-- start Supplied material --

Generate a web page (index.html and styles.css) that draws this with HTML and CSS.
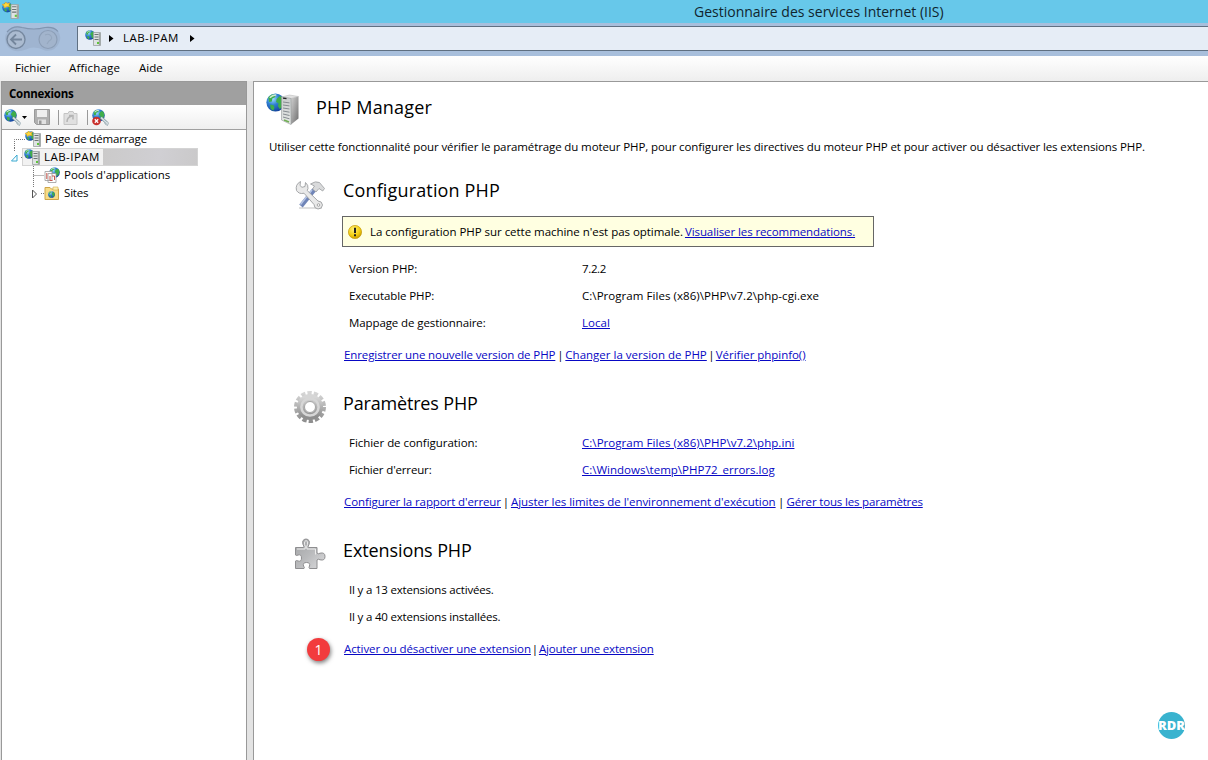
FILE: index.html
```html
<!DOCTYPE html>
<html lang="fr">
<head>
<meta charset="utf-8">
<title>Gestionnaire des services Internet (IIS)</title>
<link rel="stylesheet" href="styles.css">
</head>
<body>
<svg class="defs" width="0" height="0">
  <defs>
    <radialGradient id="globe" cx=".35" cy=".3" r=".75"><stop offset="0" stop-color="#9fe0ff"/><stop offset=".45" stop-color="#2f7fd0"/><stop offset="1" stop-color="#123f9a"/></radialGradient>
    <linearGradient id="front" x1="0" y1="0" x2="0" y2="1"><stop offset="0" stop-color="#c9cccd"/><stop offset="1" stop-color="#e6e8e6"/></linearGradient>
    <linearGradient id="side" x1="0" y1="0" x2="1" y2="1"><stop offset="0" stop-color="#d2d2d2"/><stop offset="1" stop-color="#6c6c6c"/></linearGradient>
    <linearGradient id="gearfill" x1="0" y1="0" x2="0" y2="1"><stop offset="0" stop-color="#d6d6d6"/><stop offset="1" stop-color="#8e8e8e"/></linearGradient>
    <linearGradient id="puzzle" x1="0" y1="0" x2="1" y2="1"><stop offset="0" stop-color="#a2a3a5"/><stop offset=".5" stop-color="#b9babc"/><stop offset="1" stop-color="#dcdcde"/></linearGradient>
    <radialGradient id="gold" cx=".4" cy=".3" r=".8"><stop offset="0" stop-color="#fff27a"/><stop offset=".6" stop-color="#f2cc0c"/><stop offset="1" stop-color="#b78a00"/></radialGradient>
    <symbol id="earth" viewBox="0 0 10 10">
      <circle cx="5" cy="5" r="4.8" fill="url(#globe)"/>
      <path d="M1.200 2.300 3 .8l2.200.1-.5 1.400-1.400.6-.2 1.600-1.500.3zM5.600 3.200l1.600-1.600 1.500.5.8 2-.6 2.600-1.600 1.800-1-1.500.3-1.600-1.300-.7zM2.200 6l1.800.4.5 1.300-.7 1.600-1.400-1.100z" fill="#3fae4a"/>
      <path d="M2 2.500Q3.400.9 5.400 1" stroke="#fff" stroke-width=".8" fill="none" opacity=".75"/>
    </symbol>
    <symbol id="server" viewBox="0 0 16 16">
      <use href="#earth" x="0" y="0" width="10" height="10"/>
      <path d="M8.500 2.500h7v13h-7z" fill="#dfe3e3" stroke="#9aa1a1" stroke-width=".8"/>
      <path d="M13.800 3h1.600v12.300h-1.600z" fill="#9fa5a5"/>
      <path d="M9.500 4.500h4M9.500 7h4M9.500 9.500h4" stroke="#6b7375"/>
      <path d="M12 12h2v2h-2z" fill="#5fc53b"/>
    </symbol>
    <symbol id="serverstar" viewBox="0 0 16 16">
      <use href="#server" width="16" height="16"/>
      <path d="M3.500 0 4.800 1.500 7.500.8 6.400 2.800 7.300 4.500 4.600 4.200 2 5.600 1.900 3.800 0 2.300 2.600 1.800z" fill="#ffd83a" stroke="#e39a1c" stroke-width=".5"/>
    </symbol>
    <symbol id="globeplug" viewBox="0 0 17 17">
      <use href="#earth" x="0" y="0" width="13" height="13"/>
      <path d="M9 8.500 15 14" stroke="#7d959f" stroke-width="3"/>
      <path d="M9 8.500 15 14" stroke="#dbe4e8" stroke-width="1.600"/>
      <path d="M12.500 14.500 15.500 16.500 16.500 13.500" fill="none" stroke="#9dafb6"/>
    </symbol>
  </defs>
</svg>

<header class="titlebar">
  <svg class="app-icon" width="17" height="17" viewBox="0 0 16 16"><use href="#serverstar"/></svg>
  <h1 class="window-title">Gestionnaire des services Internet (IIS)</h1>
</header>

<div class="navbar">
  <svg class="nav-buttons" width="62" height="29" viewBox="0 0 62 29">
    <path d="M6 6Q12-.5 21 2q11 4 22 0 9-1.500 13 4 4 6 1 12-4 9-14 7.500Q32 20 24 24.500 13 29 6 22 0 13 6 6z" fill="#9fb4d0"/>
    <path d="M5 7Q11 0 20 2.500q12 3 23 0 9-1 13 4" fill="none" stroke="#8195b0" stroke-width="1.200"/>
    <circle cx="14" cy="14.500" r="9" fill="#abbbd0" stroke="#76889f" stroke-width="1.400"/>
    <path d="M20 14.500H9.500M14 9.500l-5 5 5 5" fill="none" stroke="#74869c" stroke-width="1.800"/>
    <circle cx="46" cy="14.500" r="9" fill="#a2b4cc" stroke="#8c9eb6" stroke-width="1.200"/>
    <path d="M43 10q4-2 6 1t-2 5l-2 3" fill="none" stroke="#95a7be" stroke-width="1.100"/>
  </svg>
  <div class="address">
    <svg width="16" height="16" viewBox="0 0 16 16"><use href="#server"/></svg>
    <svg class="chev first" width="5" height="7" viewBox="0 0 5 7"><path d="M0 0l4.500 3.500L0 7z"/></svg>
    <span class="crumb wide">LAB-IPAM</span>
    <svg class="chev" width="5" height="7" viewBox="0 0 5 7"><path d="M0 0l4.500 3.500L0 7z"/></svg>
  </div>
</div>

<nav class="menubar">
  <span class="menu-file">Fichier</span><span class="menu-view">Affichage</span><span>Aide</span>
</nav>

<div class="workspace">
  <aside class="connections">
    <h2 class="pane-title">Connexions</h2>
    <div class="toolbar">
      <svg width="17" height="17" viewBox="0 0 17 17"><use href="#globeplug"/></svg>
      <svg class="drop" width="5" height="3" viewBox="0 0 5 3"><path d="M0 0h5L2.500 3z"/></svg>
      <svg class="save" width="16" height="16" viewBox="0 0 16 16"><path d="M.5.5h15v15H2.500l-2-2z" fill="#b0b0b0" stroke="#9a9a9a"/><path d="M3 1h10v7H3z" fill="#efefef"/><path d="M4 10.500h8V15H4z" fill="#e2e2e2"/><path d="M5 11.500h2.500V15H5z" fill="#999"/></svg>
      <i class="sep"></i>
      <svg width="15" height="15" viewBox="0 0 15 15"><path d="M1 3.500h4l1-2h4l1 2h3v11H1z" fill="#e0e0e0" stroke="#c4c4c4"/><path d="M4 12q0-5 5-6M6 5.500h4v4" fill="none" stroke="#b4b4b4" stroke-width="1.500"/></svg>
      <i class="sep second"></i>
      <svg width="17" height="17" viewBox="0 0 17 17"><use href="#globeplug"/><circle cx="4.500" cy="12" r="4.300" fill="#c9302c"/><path d="M2.800 10.300l3.400 3.400M6.200 10.300l-3.400 3.400" stroke="#fff" stroke-width="1.300"/></svg>
    </div>
    <div class="tree">
      <div class="node">
        <svg class="lines" width="23" height="18"><path d="M12.500 18V9.500H23" /></svg>
        <svg width="16" height="16" viewBox="0 0 16 16"><use href="#serverstar"/></svg>
        <span class="snug">Page de démarrage</span>
      </div>
      <div class="node">
        <svg class="lines" width="22" height="18"><path d="M12.500 0v3M19 9.500h3"/><path class="open" d="M15 7v6H9.500z"/></svg>
        <div class="selected">
          <svg width="16" height="16" viewBox="0 0 16 16"><use href="#server"/></svg>
          <span class="wide">LAB-IPAM</span><i class="redacted"></i>
        </div>
      </div>
      <div class="node">
        <svg class="lines" width="42" height="18"><path d="M31.500 0v18M31.500 9.500H42"/></svg>
        <svg width="16" height="16" viewBox="0 0 16 16"><use href="#earth" x="5" y="0" width="11" height="11"/><path d="M1 4.500h7v9H1zM4 6.500h8v9H4z" fill="#fff" stroke="#9a9a9a" stroke-width=".8"/><path d="M2.800 6v6M6 9v4.500h2.500M8 9h2.500v4" fill="none" stroke="#c8564e"/></svg>
        <span>Pools d'applications</span>
      </div>
      <div class="node">
        <svg class="lines" width="42" height="18"><path d="M31.500 0v3M39 9.500h3"/><path class="closed" d="M30.500 6v8l4-4z"/></svg>
        <svg width="16" height="16" viewBox="0 0 16 16"><path d="M1 2.500h5l1.500 1.500H14.500v10.500H1z" fill="#f7dc86" stroke="#cfa548"/><path d="M9 2h5v3H9z" fill="#fff1b0" stroke="#d1ab50" stroke-width=".6"/><use href="#earth" x="4" y="6" width="7" height="7"/></svg>
        <span class="tight">Sites</span>
      </div>
    </div>
  </aside>

  <main class="page">
    <div class="page-head">
      <svg width="34" height="34" viewBox="0 0 34 34">
        <use href="#earth" x="0" y="1" width="19" height="19"/>
        <path d="M25 6l7.500-1.500v22L25 32.500z" fill="url(#side)"/>
        <path d="M15.500 5l8-2 9 1.500L25 6.500z" fill="#e2e2e2" stroke="#b5b5b5" stroke-width=".5"/>
        <path d="M15.500 5l9.500 1.500v26l-9.500-4.500z" fill="url(#front)" stroke="#969a9c" stroke-width=".6"/>
        <path d="M17 6.200l3.500.5" stroke="#222" stroke-width="1.300"/>
        <path d="M17 10l6.500.9M17 13l6.500.9M17 16l6.500 1M17 19l6.500 1.200M17 22l6.500 1.500M17 25l6.500 1.800" stroke="#858b90"/>
        <path d="M18 28l5 2" stroke="#6fae52" stroke-width="1.400"/>
      </svg>
      <h2>PHP Manager</h2>
    </div>
    <p class="intro">Utiliser cette fonctionnalité pour vérifier le paramétrage du moteur PHP, pour configurer les directives du moteur PHP et pour activer ou désactiver les extensions PHP.</p>

    <section class="block">
      <svg class="block-icon" width="32" height="32" viewBox="0 0 32 32">
        <path d="M5 29h23" stroke="#e0e0e0" stroke-width="2"/>
        <path d="M7 27 20 11" stroke="#7085b8" stroke-width="4.500"/>
        <path d="M6.500 25.500 18 11" stroke="#b5c4e4" stroke-width="1.500"/>
        <path d="M16.500 5q5-3.500 9-1.500l5 6-1.800 2.500-3.700-2.500-3 3.500-3.500-3 2-3z" fill="#d9dadb" stroke="#9a9da0" stroke-width=".8"/>
        <path d="M6.500 2.500 6 6.500l2 1.800 3-.8.5-4q3 2.500 2.500 6l-.8 2L24 22q4 0 4.500 4-.5 4-4.500 4-4-.5-4-4.500L10 14.200q-5 1.300-7.500-2.700-1.500-6 4-9z" fill="#e9e9e9" stroke="#9c9ea0" stroke-width=".9"/>
        <circle cx="24.500" cy="26" r="1.300" fill="#fff" stroke="#888" stroke-width=".7"/>
      </svg>
      <div class="block-body">
        <h3>Configuration PHP</h3>
        <div class="notice">
          <svg width="14" height="14" viewBox="0 0 14 14"><circle cx="7" cy="7" r="6.600" fill="url(#gold)" stroke="#c59a09" stroke-width=".7"/><path d="M7 2.800v5.200M7 9.300v2" stroke="#222" stroke-width="2"/></svg>
          <span>La configuration PHP sur cette machine n'est pas optimale.</span>
          <a class="close">Visualiser les recommendations.</a>
        </div>
        <dl class="fields after-notice">
          <dt class="even">Version PHP:</dt><dd class="dense">7.2.2</dd>
          <dt class="close">Executable PHP:</dt><dd class="loose">C:\Program Files (x86)\PHP\v7.2\php-cgi.exe</dd>
          <dt class="close">Mappage de gestionnaire:</dt><dd><a class="loose">Local</a></dd>
        </dl>
        <div class="links"><a class="close">Enregistrer une nouvelle version de PHP</a><i>|</i><a>Changer la version de PHP</a><i class="slim">|</i><a class="even">Vérifier phpinfo()</a></div>
      </div>
    </section>

    <section class="block">
      <svg class="block-icon raised" width="32" height="32" viewBox="0 0 32 32">
        <circle cx="16" cy="16" r="14" fill="none" stroke="url(#gearfill)" stroke-width="4" stroke-dasharray="4.300 1.998"/>
        <circle cx="16" cy="16" r="9.300" fill="none" stroke="url(#gearfill)" stroke-width="7.600"/>
        <circle cx="16" cy="16" r="8.600" fill="none" stroke="#d6d6d6" stroke-width="2.500"/>
        <circle cx="16" cy="16" r="5.500" fill="#fff" stroke="#a2a2a2"/>
      </svg>
      <div class="block-body">
        <h3 class="tight">Paramètres PHP</h3>
        <dl class="fields">
          <dt class="even">Fichier de configuration:</dt><dd><a class="loose">C:\Program Files (x86)\PHP\v7.2\php.ini</a></dd>
          <dt class="snug">Fichier d'erreur:</dt><dd><a>C:\Windows\temp\PHP72_errors.log</a></dd>
        </dl>
        <div class="links"><a class="close">Configurer la rapport d'erreur</a><i>|</i><a class="even">Ajuster les limites de l'environnement d'exécution</a><i class="broad">|</i><a class="tight">Gérer tous les paramètres</a></div>
      </div>
    </section>

    <section class="block">
      <svg class="block-icon raised" width="32" height="32" viewBox="0 0 32 32">
        <path d="M1.500 9.500H9.500Q10.500 8.500 9 6.500 7.500 1.500 12 1q4.500.5 3 5.500-1.500 2-.5 3H23V15q1 1.500 3 .2 5-1.200 5 3.300t-5 3.300Q24 20.500 23 22v8.500H15.500q-1-1 0-2.500 1-3.500-3-3.500T9.500 28q1.500 1.500.5 2.500H1.500V23q1-1 2.500 0 3.500 1 3.500-3T4 17q-1.500 1-2.500 0z" fill="url(#puzzle)" stroke="#8e8e90"/>
        <path d="M3 11h8q1-2-.5-4.500-.5-3.500 1.500-4 2.500.5 1.500 4-1.500 2.500-.5 4.500h8.500v5.500" fill="none" stroke="#ededed"/>
      </svg>
      <div class="block-body">
        <h3 class="close">Extensions PHP</h3>
        <div class="facts">
          <p>Il y a 13 extensions activées.</p>
          <p>Il y a 40 extensions installées.</p>
        </div>
        <div class="links"><b class="step">1</b><a class="close">Activer ou désactiver une extension</a><i class="thin">|</i><a class="tight">Ajouter une extension</a></div>
      </div>
    </section>

    <div class="brand"><span>RDR</span></div>
  </main>
</div>
</body>
</html>
```
FILE: styles.css
```css
* { box-sizing: border-box; }
body {
  margin: 0;
  width: 1208px;
  height: 760px;
  overflow: hidden;
  display: flex;
  flex-direction: column;
  background: #e3e3e3;
  color: #000;
  font: 11.5px/18px "Open Sans", "Noto Sans", sans-serif;
  white-space: nowrap;
}
h1, h2, h3, p, dl, dd { margin: 0; font-weight: 400; }
i { font-style: normal; }
svg { flex: none; display: block; }
.defs { position: absolute; }

/* letter spacing steps */
.wide { letter-spacing: .46px; }
.loose { letter-spacing: .05px; }
.even { letter-spacing: -.04px; }
.close { letter-spacing: -.1px; }
.snug { letter-spacing: -.15px; }
.tight { letter-spacing: -.17px; }
.dense { letter-spacing: -.35px; }

.titlebar { height: 23px; background: #67c8ea; display: flex; align-items: center; padding-left: 2px; }
.app-icon { margin-top: -2px; }
.window-title { margin-left: 675px; font-size: 14px; line-height: 22px; color: #10252e; }

.navbar { height: 33px; background: #a8bfdc; display: flex; padding: 3px 0 5px 2px; }
.nav-buttons { margin-top: -1px; }
.address {
  flex: 1;
  margin-left: 13px;
  border: 1px solid #5f7082;
  border-right: 0;
  background: #e6edf6;
  display: flex;
  align-items: center;
  padding: 0 0 1px 7px;
}
.chev.first { margin: 0 9px 0 8px; }
.chev { margin-left: 11px; }
.crumb { line-height: 22px; }

.menubar { height: 25px; display: flex; padding: 3px 0 0 15px; background: linear-gradient(#fff, #eee); }
.menu-file { width: 54px; }
.menu-view { width: 70px; letter-spacing: .16px; }

.workspace { flex: 1; display: flex; min-height: 0; }
.connections {
  width: 246px;
  margin-left: 1px;
  border: 1px solid #999;
  border-bottom: 0;
  background: #fff;
  display: flex;
  flex-direction: column;
}
.pane-title { height: 23px; background: #a0a0a0; padding-left: 7px; font-size: 11.5px; line-height: 23px; font-weight: 700; letter-spacing: -.25px; }
.toolbar {
  height: 25px;
  border-bottom: 1px solid #a0a0a0;
  background: linear-gradient(#fff, #efefef);
  display: flex;
  align-items: center;
  padding-left: 2px;
}
.drop { margin-left: 1px; }
.save { margin-left: 7px; }
.sep { width: 1px; height: 15px; background: #999; margin: 0 4px 0 8px; }
.sep.second { margin: 0 4px 0 9px; }

.node { display: flex; align-items: center; height: 18px; }
.node > span, .selected > span { margin-left: 4px; }
.lines path { fill: none; stroke: #777; stroke-dasharray: 1 1; }
.lines .open { stroke: #39a9d0; stroke-dasharray: none; }
.lines .closed { stroke: #555; stroke-dasharray: none; }
.selected {
  display: flex;
  align-items: center;
  height: 18px;
  width: 176px;
  margin-left: -2px;
  padding-left: 1px;
  border: 1px solid #d4d4d4;
  background: #f2f2f2;
}
.redacted { height: 16px; flex: 1; margin-left: 3px; background: linear-gradient(100deg, #cbcaca, #d0cfd3 60%, #cac9ca); }

.page {
  flex: 1;
  margin-left: 6px;
  position: relative;
  background: #fff;
  border-top: 1px solid #999;
  border-left: 1px solid #999;
  padding: 10px 0 0 12px;
}
.page-head { display: flex; height: 36px; align-items: flex-start; }
.page-head h2 { margin-left: 16px; }
.page-head h2, .block h3 { font-size: 18px; line-height: 30px; }
.page-head h2 { letter-spacing: .17px; }
.intro { margin: 10px 0 0 3px; letter-spacing: -.109px; }

.block { display: flex; margin: 0 0 25px 28px; }
.intro + .block { margin-top: 20px; }
.block-icon { margin: 3px 17px 0 0; }
.block-icon.raised { margin-top: 2px; }
.block h3 { line-height: 28px; height: 28px; }
.intro + .block h3 { letter-spacing: .15px; }
.block-body { display: flex; flex-direction: column; align-items: flex-start; }
.notice {
  width: 532px;
  height: 31px;
  margin: 12px 0 8px -1px;
  border: 1px solid #666;
  background: #ffffe1;
  display: flex;
  align-items: center;
  padding-left: 5px;
}
.notice span { margin: 0 2px 0 8px; }
.notice span { letter-spacing: -.035px; }
a { color: #0808c4; text-decoration: underline; text-underline-offset: 1px; text-decoration-thickness: 1px; }
.fields { display: grid; grid-template-columns: 233px auto; grid-auto-rows: 27px; line-height: 27px; margin: 12px 0 0 6px; }
.fields.after-notice { margin-top: 0; }
.facts { margin: 12px 0 0 6px; letter-spacing: -.19px; line-height: 27px; }
.links { display: flex; margin: 10px 0 0 1px; position: relative; }
.links i { width: 10px; text-align: center; }
.links .slim { width: 9px; }
.links .thin { width: 8px; }
.links .broad { width: 11px; }

.step {
  position: absolute;
  left: -37px;
  top: -2px;
  width: 23px;
  height: 23px;
  border-radius: 50%;
  background: #f23b3d;
  color: #fff;
  font: 400 14px/23px "Open Sans", sans-serif;
  text-align: center;
  box-shadow: 1px 2px 4px rgba(0, 0, 0, .5);
}
.brand {
  position: absolute;
  left: 904px;
  top: 630px;
  width: 27px;
  height: 27px;
  border-radius: 50%;
  background: #39b3cf;
  color: #fff;
  display: flex;
  justify-content: center;
  font: 800 13px/26px "Open Sans", sans-serif;
}
```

-- end Supplied material --

Given exercise
Show the lines of the material that contain the word "index".

The response
Generate a web page (index.html and styles.css) that draws this with HTML and CSS.
FILE: index.html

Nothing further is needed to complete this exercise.